Cette irrévérence, qui représente à mes yeux l’une des caractéristiques du génie, peut dans un certain sens être rapprochée de celle dont faisait preuve Marcel Duchamp lorsque, 43 ans plus tôt, il décidait de faire d’un urinoir une œuvre d’art – la radicalité de l’artiste est la cause première de l’opprobre dont il sera tout d’abord couvert, avant que sa vision n’en triomphe. C’est que son auteur n’a eu de cesse, au fil de sa longue carrière, de remettre en cause les canons sculpturaux. La compression n’est qu’une étape du chemin qui mènera César à l’agrandissement démesuré de son pouce, s’inscrivant à sa façon dans la tradition de l’autoportrait, en passant par l’expansion de polyuréthane, entre sculpture et happening (il en distribuait des morceaux à la foule venue voir l’expansion se former). Ce stade marque le premier pas qu’il fera pour s’écarter de la sculpture traditionnelle, à laquelle il reviendra tout de même quelques années plus tard, une fois sa révolution effectuée – car peut-on oublier son premier amour ?

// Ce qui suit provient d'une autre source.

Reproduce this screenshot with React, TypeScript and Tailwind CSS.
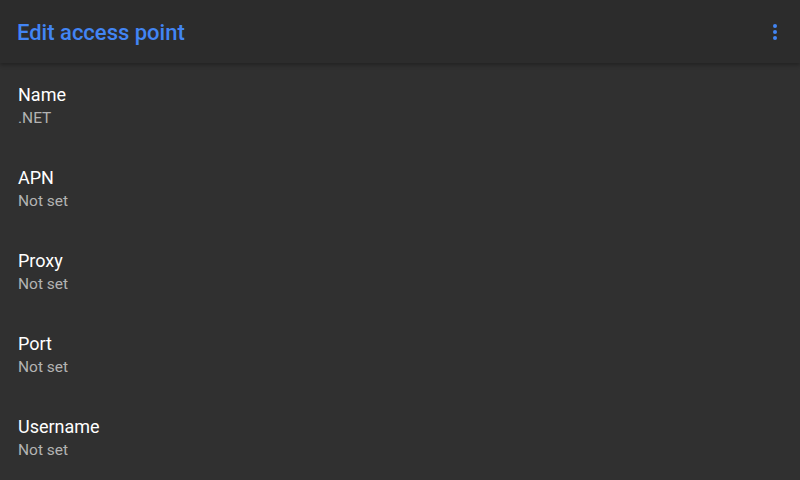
const rows = [
  { title: 'Name', value: '.NET' },
  { title: 'APN', value: 'Not set' },
  { title: 'Proxy', value: 'Not set' },
  { title: 'Port', value: 'Not set' },
  { title: 'Username', value: 'Not set' },
]

export default function App() {
  return (
    <div className="flex h-[480px] w-[800px] flex-col overflow-hidden bg-[#303030] font-['Roboto',sans-serif]">
      <div className="relative z-10 flex h-[63px] shrink-0 items-center justify-between bg-[#2c2c2c] pl-[17px] pr-[22px] shadow-[0_2px_4px_rgba(0,0,0,0.3)]">
        <span className="pt-[2px] text-[22px] font-medium text-[#4285f4]">Edit access point</span>
        <svg width="6" height="18" viewBox="0 0 6 18">
          <circle cx="3" cy="3" r="2" fill="#4285f4" />
          <circle cx="3" cy="9" r="2" fill="#4285f4" />
          <circle cx="3" cy="15" r="2" fill="#4285f4" />
        </svg>
      </div>
      <div className="flex flex-col">
        {rows.map((r) => (
          <div key={r.title} className="flex h-[83px] flex-col pl-[18px] pt-[19px]">
            <span className="text-[18px] leading-[26px] text-white">{r.title}</span>
            <span className="text-[15.5px] leading-[21px] text-[#b3b3b3]">{r.value}</span>
          </div>
        ))}
      </div>
    </div>
  )
}
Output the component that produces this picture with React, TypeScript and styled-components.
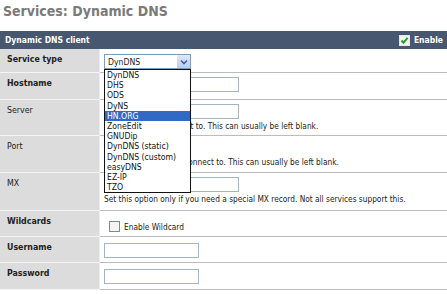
import React from "react";
import styled, { createGlobalStyle } from "styled-components";

const GlobalStyle = createGlobalStyle`
  body {
    margin: 0;
    background: #ffffff;
    font-family: "DejaVu Sans Condensed", "DejaVu Sans", sans-serif;
    font-stretch: condensed;
  }
`;

const Page = styled.div`
  width: 447px;
  height: 294px;
  overflow: hidden;
`;

const Title = styled.h1`
  margin: 0;
  height: 31px;
  padding: 3px 0 0 3px;
  box-sizing: border-box;
  font-size: 14px;
  font-weight: bold;
  color: #7a7a7a;
`;

const TopicBar = styled.div`
  height: 18px;
  display: flex;
  align-items: center;
  justify-content: space-between;
  padding: 0 4px 0 5px;
  background: #475770;
  color: #ffffff;
  font-size: 8.5px;
  font-weight: bold;
`;

const EnableToggle = styled.label`
  display: flex;
  align-items: center;
  gap: 4px;
`;

const Row = styled.div<{ $h: number }>`
  display: grid;
  grid-template-columns: 100px 1fr;
  height: ${(p) => p.$h}px;
`;

const LabelCell = styled.div<{ $req?: boolean }>`
  background: #dcdcdc;
  border-bottom: 1px solid #f4f4f4;
  border-right: 1px solid #ececec;
  padding: 5px 0 0 7px;
  font-size: 8.75px;
  font-weight: ${(p) => (p.$req ? "bold" : "normal")};
  color: #222222;
`;

const ValueCell = styled.div`
  position: relative;
  border-bottom: 1px solid #bcbcbc;
  padding: 4px 0 0 4px;
  font-size: 8.25px;
  color: #222222;
`;

const TextInput = styled.div<{ $w: number; $top?: number }>`
  width: ${(p) => p.$w}px;
  height: 15px;
  margin-top: ${(p) => p.$top ?? 0}px;
  box-sizing: border-box;
  border: 1px solid #a5b3c4;
  background: #ffffff;
`;

const Hint = styled.div`
  margin-top: 2px;
  line-height: 11px;
  white-space: nowrap;
`;

const SelectBox = styled.div`
  position: relative;
  width: 87px;
  height: 15px;
  margin-top: 1px;
  box-sizing: border-box;
  border: 1px solid #7f9db9;
  display: flex;
  align-items: center;
  padding-left: 3px;
  background: #ffffff;
  font-size: 8.6px;
`;

const ArrowButton = styled.div`
  position: absolute;
  right: 0;
  top: 0;
  width: 13px;
  height: 13px;
  background: linear-gradient(#dde7fb, #b9cdf5);
  display: flex;
  align-items: center;
  justify-content: center;
`;

const OptionList = styled.ul`
  position: absolute;
  left: -1px;
  top: 14px;
  width: 87px;
  margin: 0;
  padding: 0;
  list-style: none;
  box-sizing: border-box;
  border: 1px solid #111111;
  background: #ffffff;
  z-index: 5;
`;

const OptionItem = styled.li<{ $active?: boolean }>`
  height: 10.2px;
  line-height: 10.2px;
  padding-left: 2px;
  font-size: 8.6px;
  background: ${(p) => (p.$active ? "#316ac5" : "transparent")};
  color: ${(p) => (p.$active ? "#ffffff" : "#111111")};
`;

const CheckLine = styled.div`
  display: flex;
  align-items: center;
  gap: 4px;
  padding: 6px 0 0 5px;
`;

const services = [
  "DynDNS",
  "DHS",
  "ODS",
  "DyNS",
  "HN.ORG",
  "ZoneEdit",
  "GNUDip",
  "DynDNS (static)",
  "DynDNS (custom)",
  "easyDNS",
  "EZ-IP",
  "TZO",
];

function CheckIcon({ checked }: { checked: boolean }) {
  return (
    <svg width="11" height="11" viewBox="0 0 11 11">
      <rect x="0.5" y="0.5" width="10" height="10" fill="#f4f4f0" stroke={checked ? "#dfe6ee" : "#7d8a99"} />
      {checked && <path d="M2.5 5.5 L4.5 7.8 L8.6 2.8" fill="none" stroke="#21a121" strokeWidth="2" />}
    </svg>
  );
}

export default function App() {
  return (
    <Page>
      <GlobalStyle />
      <Title>Services: Dynamic DNS</Title>
      <TopicBar>
        <span>Dynamic DNS client</span>
        <EnableToggle>
          <CheckIcon checked />
          Enable
        </EnableToggle>
      </TopicBar>

      <Row $h={24}>
        <LabelCell $req>Service type</LabelCell>
        <ValueCell>
          <SelectBox>
            DynDNS
            <ArrowButton>
              <svg width="8" height="6" viewBox="0 0 8 6">
                <path d="M1 1.5 L4 4.5 L7 1.5" fill="none" stroke="#4d6185" strokeWidth="1.6" />
              </svg>
            </ArrowButton>
            <OptionList>
              {services.map((s) => (
                <OptionItem key={s} $active={s === "HN.ORG"}>
                  {s}
                </OptionItem>
              ))}
            </OptionList>
          </SelectBox>
        </ValueCell>
      </Row>

      <Row $h={27}>
        <LabelCell $req>Hostname</LabelCell>
        <ValueCell>
          <TextInput $w={135} />
        </ValueCell>
      </Row>

      <Row $h={36}>
        <LabelCell>Server</LabelCell>
        <ValueCell>
          <TextInput $w={135} />
          <Hint>Enter a host, to connect to. This can usually be left blank.</Hint>
        </ValueCell>
      </Row>

      <Row $h={37}>
        <LabelCell>Port</LabelCell>
        <ValueCell>
          <TextInput $w={50} />
          <Hint>Enter the TCP port to connect to. This can usually be left blank.</Hint>
        </ValueCell>
      </Row>

      <Row $h={38}>
        <LabelCell>MX</LabelCell>
        <ValueCell>
          <TextInput $w={135} />
          <Hint>Set this option only if you need a special MX record. Not all services support this.</Hint>
        </ValueCell>
      </Row>

      <Row $h={26}>
        <LabelCell $req>Wildcards</LabelCell>
        <ValueCell>
          <CheckLine>
            <CheckIcon checked={false} />
            Enable Wildcard
          </CheckLine>
        </ValueCell>
      </Row>

      <Row $h={26}>
        <LabelCell $req>Username</LabelCell>
        <ValueCell>
          <TextInput $w={95} $top={2} />
        </ValueCell>
      </Row>

      <Row $h={27}>
        <LabelCell $req>Password</LabelCell>
        <ValueCell>
          <TextInput $w={95} $top={2} />
        </ValueCell>
      </Row>
    </Page>
  );
}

Je pense donc que cette Compression « Ricard » est la cristallisation du temps personnel de César Baldaccini puisqu’elle articule les aspects d’une personnalité complexe et perplexe, qui embrasse ses origines sans jamais les renier mais les porte simultanément comme une espèce de poids, lui, l’homme de la Belle-de-Mai (quartier populaire marseillais) qui devint la coqueluche du gratin artistique parisien, l’homme simple qui vécut dans une société compliquée, pour qui les compressions n’avaient rien d’intellectuel mais qui n’aura de cesse de poser de nouveaux problèmes, toujours plus profonds et plus difficiles. Cette étude nous a permis, au-delà d’entrevoir les positions de l’artiste par rapport aux temps, de préciser notre compréhension de ces temps : loin de n’être que des temporalités, ils sont aussi des prises de position face à ces temporalités. Nous ne saurions apposer au temps la connotation que le temps historique lui a donné : le temps est beaucoup plus qu’une unité, qu’un morceau de temporalité, il est tout entier perception, rapport entre le monde intérieur – propre à chacun, représenté par la polarisation personnelle – et le monde extérieur – bien commun, représenté par l’extrapolation historique. Le but devient donc d’étendre son temps personnel, de manière à faire de tout ce qui nous entoure une chose perçue, interprétée, digérée, personnalisée. Étendre son temps, c’est faire du monde le sien. En cela, César a inondé, avec ses compressions, le temps historique de son temps personnel – il s’est versé dans l’histoire, a pourfendu les barrières qui contraignent l’expression des iconoclastes. Néanmoins, lorsqu’il disait, dans l’interview du 9 octobre 1966 accordée au Provençal-Dimanche, « C’est mon œuvre qui parle d’elle-même, et qui parle pour moi », il avait légèrement tort : l’œuvre ne parle pas, c’est à nous de la faire parler. En lui ayant donné un caractère qui m’est propre, j’ai accompli sa destinée : sur le champ de perception qu’elle m’a offert, j’ai semé.